**The request:** Collect each line holding the string "components".
==============================
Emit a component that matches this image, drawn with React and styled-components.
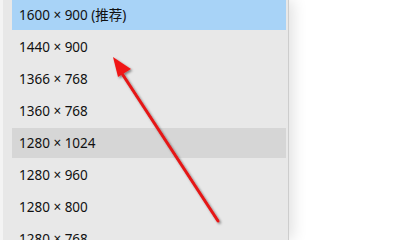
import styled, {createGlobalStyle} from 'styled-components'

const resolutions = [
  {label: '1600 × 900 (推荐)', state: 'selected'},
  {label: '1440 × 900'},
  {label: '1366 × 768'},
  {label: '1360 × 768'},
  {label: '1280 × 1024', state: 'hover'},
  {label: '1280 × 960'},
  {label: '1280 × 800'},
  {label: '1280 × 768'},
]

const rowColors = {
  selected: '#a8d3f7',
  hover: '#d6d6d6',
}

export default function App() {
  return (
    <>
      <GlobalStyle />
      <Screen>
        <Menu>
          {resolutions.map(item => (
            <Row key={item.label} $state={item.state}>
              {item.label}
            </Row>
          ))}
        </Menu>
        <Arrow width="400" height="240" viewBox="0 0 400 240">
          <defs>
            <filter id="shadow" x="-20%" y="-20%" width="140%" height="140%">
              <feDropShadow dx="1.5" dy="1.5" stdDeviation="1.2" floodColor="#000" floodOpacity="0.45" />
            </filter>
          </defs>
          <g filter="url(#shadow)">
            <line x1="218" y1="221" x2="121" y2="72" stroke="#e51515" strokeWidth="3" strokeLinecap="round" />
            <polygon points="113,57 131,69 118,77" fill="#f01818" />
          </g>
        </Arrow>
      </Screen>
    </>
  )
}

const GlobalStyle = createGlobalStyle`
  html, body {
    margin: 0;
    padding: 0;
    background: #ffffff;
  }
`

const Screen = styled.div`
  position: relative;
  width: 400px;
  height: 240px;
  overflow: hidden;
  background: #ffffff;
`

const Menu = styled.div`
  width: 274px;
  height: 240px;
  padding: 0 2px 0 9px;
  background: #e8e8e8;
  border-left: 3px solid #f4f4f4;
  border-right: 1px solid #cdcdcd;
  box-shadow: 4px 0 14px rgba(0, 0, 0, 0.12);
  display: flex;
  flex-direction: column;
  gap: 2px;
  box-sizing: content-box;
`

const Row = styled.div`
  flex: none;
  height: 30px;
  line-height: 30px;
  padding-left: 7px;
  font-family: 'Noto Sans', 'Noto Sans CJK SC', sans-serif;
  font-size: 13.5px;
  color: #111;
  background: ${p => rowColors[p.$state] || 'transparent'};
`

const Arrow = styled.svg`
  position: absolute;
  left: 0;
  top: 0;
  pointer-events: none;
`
==============================
**Output for this task:**
Emit a component that matches this image, drawn with React and styled-components.
import styled, {createGlobalStyle} from 'styled-components'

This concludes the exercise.